Performance issues may occur due to the addition of columns in the fact table, as these tables are quite tall.
As the Kimball model is business process-oriented, instead of focusing on the enterprise as a whole, it cannot handle all the BI reporting requirements.
Complex process of incorporating large amounts of legacy data.

Stand Alone Data Marts

Stand alone data marts is most likely what most companies will do when there is the need for reporting when they do not have a dedicated Data Warehouse. They address the need within a subject area, without an enterprise context. They are extremely flexible since they use dimensional design, or they may follow other techniques such as normalized tables.

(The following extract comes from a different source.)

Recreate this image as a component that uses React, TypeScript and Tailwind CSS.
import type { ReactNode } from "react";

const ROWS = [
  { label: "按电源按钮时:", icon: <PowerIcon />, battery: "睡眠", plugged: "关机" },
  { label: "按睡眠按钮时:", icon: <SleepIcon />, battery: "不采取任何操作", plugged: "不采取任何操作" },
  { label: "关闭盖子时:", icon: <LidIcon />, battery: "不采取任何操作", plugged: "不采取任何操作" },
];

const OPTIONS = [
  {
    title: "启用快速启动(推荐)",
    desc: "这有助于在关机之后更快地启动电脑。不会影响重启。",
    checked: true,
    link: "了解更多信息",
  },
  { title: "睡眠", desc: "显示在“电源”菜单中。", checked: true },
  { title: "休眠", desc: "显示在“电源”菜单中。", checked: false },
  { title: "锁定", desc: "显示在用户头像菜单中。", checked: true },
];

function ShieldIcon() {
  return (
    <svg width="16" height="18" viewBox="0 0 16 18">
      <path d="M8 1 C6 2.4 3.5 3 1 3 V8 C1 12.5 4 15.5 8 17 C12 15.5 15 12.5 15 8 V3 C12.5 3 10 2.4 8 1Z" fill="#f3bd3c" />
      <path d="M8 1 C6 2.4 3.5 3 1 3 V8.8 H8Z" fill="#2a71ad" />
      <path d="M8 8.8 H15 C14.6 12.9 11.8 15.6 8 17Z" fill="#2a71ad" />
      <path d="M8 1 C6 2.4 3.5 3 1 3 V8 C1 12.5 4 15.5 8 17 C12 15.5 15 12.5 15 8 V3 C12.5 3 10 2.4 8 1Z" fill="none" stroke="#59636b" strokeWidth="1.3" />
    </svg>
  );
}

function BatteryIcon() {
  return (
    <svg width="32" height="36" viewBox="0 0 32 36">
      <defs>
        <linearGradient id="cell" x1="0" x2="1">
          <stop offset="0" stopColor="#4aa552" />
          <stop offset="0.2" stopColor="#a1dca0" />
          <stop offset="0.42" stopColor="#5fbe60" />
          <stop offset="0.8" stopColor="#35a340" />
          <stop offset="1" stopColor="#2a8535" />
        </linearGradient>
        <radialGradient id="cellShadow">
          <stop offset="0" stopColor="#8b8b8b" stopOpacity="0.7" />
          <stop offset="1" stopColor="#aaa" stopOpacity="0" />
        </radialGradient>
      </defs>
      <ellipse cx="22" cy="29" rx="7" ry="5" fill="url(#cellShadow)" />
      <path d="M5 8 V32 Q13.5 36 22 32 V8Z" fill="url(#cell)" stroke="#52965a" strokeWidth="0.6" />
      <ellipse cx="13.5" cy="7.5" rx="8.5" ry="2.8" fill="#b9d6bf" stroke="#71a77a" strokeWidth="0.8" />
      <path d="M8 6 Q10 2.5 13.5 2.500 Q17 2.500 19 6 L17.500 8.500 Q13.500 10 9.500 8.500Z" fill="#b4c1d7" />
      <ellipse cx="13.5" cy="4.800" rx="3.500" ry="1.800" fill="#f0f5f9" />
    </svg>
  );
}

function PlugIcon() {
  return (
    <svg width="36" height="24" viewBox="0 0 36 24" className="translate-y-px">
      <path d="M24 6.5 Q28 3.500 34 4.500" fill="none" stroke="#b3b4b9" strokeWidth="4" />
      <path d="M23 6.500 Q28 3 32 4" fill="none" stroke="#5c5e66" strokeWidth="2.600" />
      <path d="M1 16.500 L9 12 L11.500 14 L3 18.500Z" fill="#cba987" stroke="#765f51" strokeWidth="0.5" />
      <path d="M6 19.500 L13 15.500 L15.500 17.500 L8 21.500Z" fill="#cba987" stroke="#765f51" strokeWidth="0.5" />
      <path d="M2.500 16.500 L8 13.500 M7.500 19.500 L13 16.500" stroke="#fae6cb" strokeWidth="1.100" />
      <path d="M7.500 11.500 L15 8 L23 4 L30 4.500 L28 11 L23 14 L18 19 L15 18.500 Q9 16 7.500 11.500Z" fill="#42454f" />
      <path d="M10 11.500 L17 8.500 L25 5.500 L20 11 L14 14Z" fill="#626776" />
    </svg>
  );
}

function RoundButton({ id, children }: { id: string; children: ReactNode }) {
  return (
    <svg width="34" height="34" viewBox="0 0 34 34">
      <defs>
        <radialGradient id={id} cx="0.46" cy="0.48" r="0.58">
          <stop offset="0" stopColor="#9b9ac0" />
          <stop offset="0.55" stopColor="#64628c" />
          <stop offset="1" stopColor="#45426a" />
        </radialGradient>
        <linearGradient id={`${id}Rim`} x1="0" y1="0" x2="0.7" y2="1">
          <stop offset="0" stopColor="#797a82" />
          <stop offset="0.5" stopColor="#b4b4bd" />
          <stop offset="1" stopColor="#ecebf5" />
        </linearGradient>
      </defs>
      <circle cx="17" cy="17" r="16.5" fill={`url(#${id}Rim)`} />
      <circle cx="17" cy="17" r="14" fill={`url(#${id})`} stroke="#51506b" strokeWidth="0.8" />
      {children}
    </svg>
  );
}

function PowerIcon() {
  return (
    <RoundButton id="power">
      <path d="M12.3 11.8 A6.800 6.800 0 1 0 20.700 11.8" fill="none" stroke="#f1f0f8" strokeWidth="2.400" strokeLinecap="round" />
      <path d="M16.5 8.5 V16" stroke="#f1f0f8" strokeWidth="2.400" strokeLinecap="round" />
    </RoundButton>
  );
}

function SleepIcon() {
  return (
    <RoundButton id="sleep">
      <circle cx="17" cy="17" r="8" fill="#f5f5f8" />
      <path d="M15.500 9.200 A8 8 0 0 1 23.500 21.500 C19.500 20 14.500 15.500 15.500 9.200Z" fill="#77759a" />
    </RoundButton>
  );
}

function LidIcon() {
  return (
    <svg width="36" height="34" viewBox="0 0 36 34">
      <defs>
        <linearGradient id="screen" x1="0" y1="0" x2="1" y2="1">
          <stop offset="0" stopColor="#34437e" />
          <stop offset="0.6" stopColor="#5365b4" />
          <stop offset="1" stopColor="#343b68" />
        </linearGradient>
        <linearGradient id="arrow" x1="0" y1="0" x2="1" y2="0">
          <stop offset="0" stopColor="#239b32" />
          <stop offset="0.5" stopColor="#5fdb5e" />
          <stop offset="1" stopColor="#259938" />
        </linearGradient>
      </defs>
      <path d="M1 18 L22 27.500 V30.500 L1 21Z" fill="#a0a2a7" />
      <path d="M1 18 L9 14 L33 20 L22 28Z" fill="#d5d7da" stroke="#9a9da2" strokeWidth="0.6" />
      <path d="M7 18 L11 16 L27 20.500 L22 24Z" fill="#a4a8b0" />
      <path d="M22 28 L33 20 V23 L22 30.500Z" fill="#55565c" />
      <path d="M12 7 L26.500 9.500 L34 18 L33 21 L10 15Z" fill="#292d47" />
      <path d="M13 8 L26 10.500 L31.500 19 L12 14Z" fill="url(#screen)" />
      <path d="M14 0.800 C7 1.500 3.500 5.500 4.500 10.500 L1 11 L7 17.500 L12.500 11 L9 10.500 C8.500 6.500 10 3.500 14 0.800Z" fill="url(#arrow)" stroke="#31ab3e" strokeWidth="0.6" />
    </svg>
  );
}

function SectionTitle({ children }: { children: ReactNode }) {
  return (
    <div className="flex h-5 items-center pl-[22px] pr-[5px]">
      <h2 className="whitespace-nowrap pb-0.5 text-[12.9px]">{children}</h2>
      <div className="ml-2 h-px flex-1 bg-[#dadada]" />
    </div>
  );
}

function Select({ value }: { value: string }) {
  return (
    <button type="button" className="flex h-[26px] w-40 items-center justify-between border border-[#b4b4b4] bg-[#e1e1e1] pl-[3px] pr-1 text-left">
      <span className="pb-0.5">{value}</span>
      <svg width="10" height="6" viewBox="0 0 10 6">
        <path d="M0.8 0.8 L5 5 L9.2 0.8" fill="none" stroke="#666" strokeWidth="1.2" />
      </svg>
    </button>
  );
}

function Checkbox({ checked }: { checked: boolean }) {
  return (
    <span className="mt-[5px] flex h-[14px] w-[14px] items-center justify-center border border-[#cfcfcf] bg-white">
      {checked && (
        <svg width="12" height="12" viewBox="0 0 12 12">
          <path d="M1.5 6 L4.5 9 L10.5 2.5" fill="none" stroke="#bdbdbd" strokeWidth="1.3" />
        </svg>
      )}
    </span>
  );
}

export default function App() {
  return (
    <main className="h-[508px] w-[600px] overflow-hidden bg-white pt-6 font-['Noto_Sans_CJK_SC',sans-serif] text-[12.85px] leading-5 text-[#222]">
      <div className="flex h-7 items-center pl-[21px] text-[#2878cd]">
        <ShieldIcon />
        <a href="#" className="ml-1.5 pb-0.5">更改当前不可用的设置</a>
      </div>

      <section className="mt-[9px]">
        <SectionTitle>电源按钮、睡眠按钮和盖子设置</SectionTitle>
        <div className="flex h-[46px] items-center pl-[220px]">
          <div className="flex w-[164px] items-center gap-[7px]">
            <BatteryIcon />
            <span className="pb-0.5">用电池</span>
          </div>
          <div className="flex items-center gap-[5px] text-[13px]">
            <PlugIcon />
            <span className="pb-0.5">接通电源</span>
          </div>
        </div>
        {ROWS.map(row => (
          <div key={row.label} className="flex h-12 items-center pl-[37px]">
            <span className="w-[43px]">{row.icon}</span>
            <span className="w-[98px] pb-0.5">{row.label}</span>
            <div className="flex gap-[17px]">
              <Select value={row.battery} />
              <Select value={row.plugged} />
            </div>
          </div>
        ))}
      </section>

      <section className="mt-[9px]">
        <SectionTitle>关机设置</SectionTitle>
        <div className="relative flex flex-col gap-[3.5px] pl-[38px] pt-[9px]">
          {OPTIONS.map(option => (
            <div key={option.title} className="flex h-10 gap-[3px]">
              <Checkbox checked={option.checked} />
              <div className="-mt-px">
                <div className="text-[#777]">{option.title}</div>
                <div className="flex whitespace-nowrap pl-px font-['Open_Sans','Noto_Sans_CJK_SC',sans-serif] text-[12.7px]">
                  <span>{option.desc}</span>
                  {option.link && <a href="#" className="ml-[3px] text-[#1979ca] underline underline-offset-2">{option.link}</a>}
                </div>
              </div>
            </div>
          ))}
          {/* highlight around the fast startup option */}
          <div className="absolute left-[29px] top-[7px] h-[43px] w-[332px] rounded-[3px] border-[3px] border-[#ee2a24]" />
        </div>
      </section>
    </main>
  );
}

Most of us have created Data Marts outside of Data Warehouse to facilitate the reporting need of a department. As we can understand there are several limitation on this approach since it is what we can say quick and dirty. Those limitations are often accepted by an organization as a trade-off for rapid access to results and reduced costs.

Bird View of Stand alone Data Marts architecture for DW

Conclusion

Stand alone Data Marts are the quick and dirty approach, so we will leave them out of this part. Overall we will be using them when the time is tight and we want to provide users access to data as soon as possible. They work but there are a ton of issues here, which we will be needed to tackle sooner or later. They are although a useful tool and approach to know.

For the first two (Hub and Spoke vs Bus or Inmon vs Kimball) It’s impossible to claim which approach is better as both methods have their benefits and drawbacks, working well in different situations. A Data Warehouse architect has to choose a method, depending on various factors. In the end of the day we should pick what works better and facilitates the company’s business intelligence requirements.

Last, keep in mind that there are several companies using a mix of those two approaches (hybrid model) where initially the Inmon method is used to create a dimensional data warehouse model and then the Kimball method is followed to develop data marts using the star schema.